Have you got the right character traits to be a successful entrepreneur?

Paul O’Leary examines the personality traits of the entrepreneur and reveals the universal triggers for a successful business

Did you know the personal characteristics of those who view entrepreneurship as a career choice, persist at it, and succeed at it, can be distinctive? It takes a lot of work to get an entrepreneurial venture off the ground and even more work to make it successful.

The Global Entrepreneurship Monitor recently reported that in 2009, 2.7% of the adult population in the UK were actively trying to start a business, compared with 5% in the US and 2.8% in the G7, while one in five UK individuals saw an opportunity for entrepreneurship in the recession.

Everyone knows that entrepreneurs are different from the general population, and the successful entrepreneurs even more so, but it is often hard to define that quality. Is it their idea, their drive or just good luck?

While those 2.7% were launching their ventures, I spent 2009 conducting research to determine if there were any hints to be found by studying the personalities of successful entrepreneurs. I asked 227 finalists for the Ireland Ernst and Young Entrepreneur of the Year programme over the last twelve years to take the Predictive Index® (PI®), an objective personality assessment that uses an adjective checklist to identify consistently expressed personality traits.

A very distinctive PI Profile for the entrepreneurs emerged from the data with over 70% sharing common core characteristics. Contrary to the popular perception of successful entrepreneurs as being solely independent, single-minded and devoted to their unique passions, they in fact often have high levels of social competence and social intelligence, with an innate ability to connect with others on an interpersonal level.

Additionally, 82% of the entrepreneurs studied are assertive, self-confident, challenging, venturesome, independent and competitive individuals, while 85% have low patience, and are tense, restless and driven individuals, who work with a profound sense of urgency.

Here’s a more detailed look at the ‘natural’ entrepreneurship personality profile I found:

  • Proactive, assertive, has a sense of urgency for achieving their goals
  • Communicates directly and to the point
  • Independent in putting forth their own ideas, which are often innovative and, if implemented, cause change
  • Impatient for results
  • Less productive when doing routine work
  • Task-focused; often noticing and driven to fix technical problems
  • Able to work through any personal/emotional issues
  • Adept at spotting trends in data or figuring out how complex systems work
  • Confident in taking action without input from others

So what does this mean for those 2.7% or even for business leaders large and small?

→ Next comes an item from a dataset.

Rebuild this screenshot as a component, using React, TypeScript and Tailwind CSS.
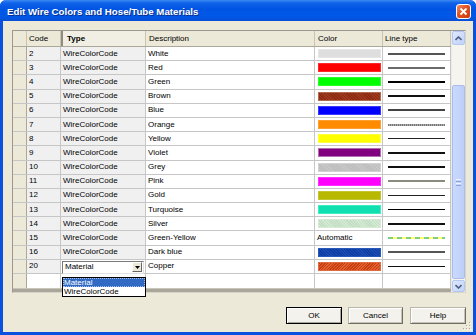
import React from 'react';

type Line = { c: string; h: number; kind?: 'solid' | 'dotted' | 'dash' };
type Row = { code: string; desc: string; color?: string; bd?: string; tex?: string; auto?: boolean; line: Line };

const rows: Row[] = [
  { code: '2', desc: 'White', color: '#dedede', bd: '#e6e6e6', line: { c: '#555', h: 2 } },
  { code: '3', desc: 'Red', color: '#ff0000', bd: '#ff2a2a', line: { c: '#6a6a6a', h: 2 } },
  { code: '4', desc: 'Green', color: '#00ff00', bd: '#2aff2a', line: { c: '#000', h: 1.5 } },
  { code: '5', desc: 'Brown', color: '#8a2a12', bd: '#b06a50', tex: 'repeating-linear-gradient(45deg,#8a2a12 0 1px,#a03a1e 1px 2px)', line: { c: '#111', h: 1.5 } },
  { code: '6', desc: 'Blue', color: '#0000ff', bd: '#3a3aff', line: { c: '#444', h: 2 } },
  { code: '7', desc: 'Orange', color: '#ff8c00', bd: '#ffa030', line: { c: '#888', h: 2, kind: 'dotted' } },
  { code: '8', desc: 'Yellow', color: '#ffff00', bd: '#ffff40', line: { c: '#222', h: 1 } },
  { code: '9', desc: 'Violet', color: '#800080', bd: '#b070b0', line: { c: '#111', h: 1.5 } },
  { code: '10', desc: 'Grey', color: '#c0c0c0', bd: '#d2d2d2', tex: 'repeating-linear-gradient(45deg,#bdbdbd 0 1px,#c8c8c8 1px 2px)', line: { c: '#111', h: 1.5 } },
  { code: '11', desc: 'Pink', color: '#ff00ff', bd: '#ff30ff', line: { c: '#8a8a80', h: 2 } },
  { code: '12', desc: 'Gold', color: '#b8b800', bd: '#c4c430', line: { c: '#222', h: 1.5 } },
  { code: '13', desc: 'Turquoise', color: '#10e0b0', bd: '#40eec4', line: { c: '#000', h: 1.5 } },
  { code: '14', desc: 'Silver', color: '#c6e2c6', bd: '#d6ead6', tex: 'repeating-linear-gradient(45deg,#c2dec2 0 1px,#d4ead4 1px 2px)', line: { c: '#111', h: 1.5 } },
  { code: '15', desc: 'Green-Yellow', auto: true, line: { c: '#80d080', h: 2, kind: 'dash' } },
  { code: '16', desc: 'Dark blue', color: '#1040a8', bd: '#2a58b8', tex: 'repeating-linear-gradient(45deg,#0e3ca0 0 1px,#1a4cb4 1px 2px)', line: { c: '#555', h: 2 } },
];

const copper = { color: '#c83c14', bd: '#e06a40', tex: 'repeating-linear-gradient(135deg,#c83c14 0 1px,#e0602e 1px 2px)' };

function Swatch({ color, bd, tex }: { color: string; bd?: string; tex?: string }) {
  return (
    <div
      className="ml-[3px] w-[63px] h-[9px] border"
      style={{ backgroundColor: color, backgroundImage: tex, borderColor: bd ?? color }}
    />
  );
}

function LineSample({ line }: { line: Line }) {
  if (line.kind === 'dash') {
    return (
      <div
        className="ml-[5px] w-[57px] h-[2px] bg-[repeating-linear-gradient(to_right,#7fcf7f_0_5px,#ffff70_5px_9px)]"
      />
    );
  }
  if (line.kind === 'dotted') {
    return (
      <div
        className="ml-[5px] w-[57px] h-[2px] bg-[repeating-linear-gradient(to_right,#777_0_1px,#aaa_1px_2px)]"
      />
    );
  }
  return <div className="ml-[5px] w-[57px]" style={{ height: line.h, backgroundColor: line.c }} />;
}

function Chevron({ up }: { up?: boolean }) {
  return (
    <svg width="7" height="5" viewBox="0 0 7 5">
      <path
        d={up ? 'M0.5 4 L3.5 1 L6.5 4' : 'M0.5 1 L3.5 4 L6.5 1'}
        fill="none"
        stroke="#4d6185"
        strokeWidth="1.6"
      />
    </svg>
  );
}

export default function App() {
  const cellBase = 'h-full flex items-center border-r border-[#c6c6c6] leading-none';
  return (
    <div className="w-[476px] h-[335px] bg-[#0a52dd] flex flex-col overflow-hidden rounded-t-[6px] font-['Liberation_Sans',Arial,sans-serif] text-black">
      {/* Title bar */}
      <div className="h-[21px] shrink-0 flex items-start pl-[7px] pr-[5px] bg-[linear-gradient(to_bottom,#3d8bf5_0px,#0f62e8_3px,#0054e3_9px,#0058e8_16px,#0a4fd6_21px)]">
        <span className="text-white font-bold text-[9.7px] leading-none mt-[7px] [text-shadow:1px_1px_0_#0a2f8a]">
          Edit Wire Colors and Hose/Tube Materials
        </span>
        <div className="ml-auto mt-[4px] w-[15px] h-[15px] rounded-[3px] border border-white bg-[linear-gradient(135deg,#f0906a,#e0501e_45%,#c83a10)] flex items-center justify-center">
          <svg width="9" height="9" viewBox="0 0 9 9">
            <path d="M1.5 1.5 L7.5 7.5 M7.5 1.5 L1.5 7.5" stroke="#fff" strokeWidth="1.8" />
          </svg>
        </div>
      </div>

      {/* Body */}
      <div className="relative flex-1 mx-[3px] mb-[3px] bg-[#ece9d8] flex flex-col pt-[9px] pl-[9px] pr-[7px]">
        {/* Grid */}
        <div className="relative w-[454px] h-[263px] border border-[#9a9890] border-b-[#d8d5c6] border-r-[#d8d5c6] flex bg-white text-[8px]">
          <div className="w-[438px] flex flex-col">
            {/* Header */}
            <div className="h-[16px] shrink-0 flex bg-[#ece9d8] border-b border-[#aca899]">
              <div className="w-[14px] h-full border-r border-[#c7c4b4]" />
              <div className="w-[34px] h-full border-r border-[#c7c4b4] flex items-center pl-[2px] leading-none">Code</div>
              <div className="w-[85px] h-full border-l-2 border-l-[#8f8d82] border-r border-[#c7c4b4] flex items-center pl-[4px] font-bold leading-none bg-[#f1efe4]">Type</div>
              <div className="w-[169px] h-full border-r border-[#c7c4b4] flex items-center pl-[3px] leading-none">Description</div>
              <div className="w-[68px] h-full border-r border-[#c7c4b4] flex items-center pl-[3px] leading-none">Color</div>
              <div className="w-[68px] h-full border-r border-[#c7c4b4] flex items-center pl-[2px] leading-none">Line type</div>
            </div>

            {/* Rows */}
            {rows.map((r) => (
              <div key={r.code} className="h-[14.2px] shrink-0 flex border-b border-[#c6c6c6]">
                <div className="w-[14px] h-full bg-[#ece9d8] border-r border-[#aca899]" />
                <div className={`w-[34px] pl-[2px] bg-[#f0f0f0] ${cellBase}`}>{r.code}</div>
                <div className={`w-[85px] pl-[2px] bg-[#f0f0f0] ${cellBase}`}>WireColorCode</div>
                <div className={`w-[169px] pl-[2px] ${cellBase}`}>{r.desc}</div>
                <div className={`w-[68px] ${cellBase}`}>
                  {r.auto ? <span className="pl-[2px]">Automatic</span> : <Swatch color={r.color!} bd={r.bd} tex={r.tex} />}
                </div>
                <div className={`w-[68px] ${cellBase}`}>
                  <LineSample line={r.line} />
                </div>
              </div>
            ))}

            {/* Row 20 with combo */}
            <div className="relative z-10 h-[14.2px] shrink-0 flex border-b border-[#c6c6c6]">
              <div className="w-[14px] h-full bg-[#ece9d8] border-r border-[#aca899]" />
              <div className={`w-[34px] pl-[2px] bg-[#f0f0f0] ${cellBase}`}>20</div>
              <div className="relative w-[85px] h-full border-r border-[#c6c6c6] bg-white">
                <div className="absolute left-[1px] top-[1px] w-[82px] h-[13px] border border-[#7a7a7a] border-b-[#e0e0e0] border-r-[#e0e0e0] bg-white flex items-center">
                  <span className="pl-[2px] leading-none">Material</span>
                  <div className="ml-auto mr-[1px] w-[10px] h-[10px] bg-[#ece9d8] border border-white border-b-[#666] border-r-[#666] flex items-center justify-center">
                    <svg width="5" height="3" viewBox="0 0 5 3">
                      <path d="M0 0 H5 L2.5 3 Z" fill="#000" />
                    </svg>
                  </div>
                </div>
                {/* Dropdown list */}
                <div className="absolute left-[1px] top-[17px] w-[84px] h-[20px] border border-black bg-white flex flex-col leading-none">
                  <div className="h-[10px] bg-[#316ac5] text-white flex items-center pl-[1px] outline-1 outline-dotted outline-[#a8c0f0] -outline-offset-1">Material</div>
                  <div className="h-[9px] flex items-center pl-[1px]">WireColorCode</div>
                </div>
              </div>
              <div className={`w-[169px] pl-[2px] ${cellBase}`}>Copper</div>
              <div className={`w-[68px] ${cellBase}`}>
                <Swatch color={copper.color} bd={copper.bd} tex={copper.tex} />
              </div>
              <div className={`w-[68px] ${cellBase}`}>
                <LineSample line={{ c: '#111', h: 1.5 }} />
              </div>
            </div>

            {/* Empty new row */}
            <div className="h-[14px] shrink-0 flex">
              <div className="w-[14px] h-full bg-[#ece9d8] border-r border-[#aca899]" />
              <div className="w-[34px] h-full border-r border-[#c6c6c6]" />
              <div className="w-[85px] h-full border-r border-[#c6c6c6]" />
              <div className="w-[169px] h-full border-r border-[#c6c6c6]" />
              <div className="w-[68px] h-full border-r border-[#c6c6c6]" />
              <div className="w-[68px] h-full border-r border-[#c6c6c6]" />
            </div>
            <div className="flex-1 bg-[#a9a79b] border-t border-[#c9c6b8]" />
          </div>

          {/* Vertical scrollbar */}
          <div className="w-[14px] flex flex-col bg-[#f5f4ee] border-l border-[#eeede5]">
            <div className="h-[14px] shrink-0 rounded-[2px] border border-[#b4c6f2] bg-[linear-gradient(135deg,#dfe8fe,#c1d2fa)] flex items-center justify-center">
              <Chevron up />
            </div>
            <div className="flex-1 relative">
              <div className="absolute left-0 right-0 top-[40px] h-[194px] rounded-[2px] border border-[#a9bcec] bg-[linear-gradient(to_right,#cbd9fd,#bccff9)] flex flex-col items-center justify-center gap-[1px]">
                <div className="w-[5px] h-[1px] bg-[#eef3ff]" />
                <div className="w-[5px] h-[1px] bg-[#8ca4dc]" />
                <div className="w-[5px] h-[1px] bg-[#eef3ff]" />
                <div className="w-[5px] h-[1px] bg-[#8ca4dc]" />
              </div>
            </div>
            <div className="h-[12px] shrink-0 rounded-[2px] border border-[#b4c6f2] bg-[linear-gradient(135deg,#dfe8fe,#c1d2fa)] flex items-center justify-center">
              <Chevron />
            </div>
          </div>
        </div>

        {/* Buttons */}
        <div className="flex justify-end mt-[14px] text-[8px]">
          <button className="w-[56px] h-[17px] border border-black bg-[#f3f2ec] shadow-[inset_1px_1px_0_#ffffff,inset_-1px_-1px_0_#a9a79b] leading-none">
            OK
          </button>
          <button className="ml-[6px] w-[55px] h-[17px] border border-[#b8b6aa] border-b-[#6f6d64] border-r-[#6f6d64] bg-[#f3f2ec] shadow-[inset_1px_1px_0_#ffffff,inset_-1px_-1px_0_#c4c2b6] leading-none">
            Cancel
          </button>
          <button className="ml-[7px] w-[56px] h-[17px] border border-[#b8b6aa] border-b-[#6f6d64] border-r-[#6f6d64] bg-[#f3f2ec] shadow-[inset_1px_1px_0_#ffffff,inset_-1px_-1px_0_#c4c2b6] leading-none">
            Help
          </button>
        </div>

        {/* Resize grip */}
        <svg className="absolute right-[1px] bottom-[1px]" width="10" height="10" viewBox="0 0 10 10">
          {[
            [8, 2], [5, 5], [8, 5], [2, 8], [5, 8], [8, 8],
          ].map(([x, y], i) => (
            <g key={i}>
              <rect x={x} y={y} width="1" height="1" fill="#ffffff" />
              <rect x={x - 1} y={y - 1} width="1" height="1" fill="#aca899" />
            </g>
          ))}
        </svg>
      </div>
    </div>
  );
}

Entrepreneurial performance, indeed any individual’s performance in a given role, is largely a function of character and skills. This is just as valid for roles in sport, social, political, personal and family settings as it is in business. Because skills can be continually learned, developed and honed, but character is fixed and stable, a prerequisite to top-performance in any role is getting the character-fit right.

Remember, successful entrepreneurs and innovators approach life with a hypothesis-testing mindset, and seek to cultivate that mindset in others. They are independent in putting forth their own ideas, respond well to pressure and challenge, and will resourcefully work aound roadblocks to achieve their goals.

One research area that is still somewhat unexplored is the connection between personality characteristics and success at various stages of the entrepreneurship process or different types of entrepreneurship. For example, are the same personal qualities and characteristics as helpful for a solo entrepreneur who is at the very initial point in his or her business as they would be in a more mature or team-based setting?  A project for another day…


Paul O’Leary, MBA, Ph.D., is an entrepreneur and business executive with 25 years industry experience. He has studied and researched entrepreneurial psychology to doctorate level, and continues to conduct extensive research in the area. He is the Irish associate for PI Europe, an adjunct member of faculty at Trinity College Dublin, and a member of faculty at the Ryan Academy for Entrepreneurship.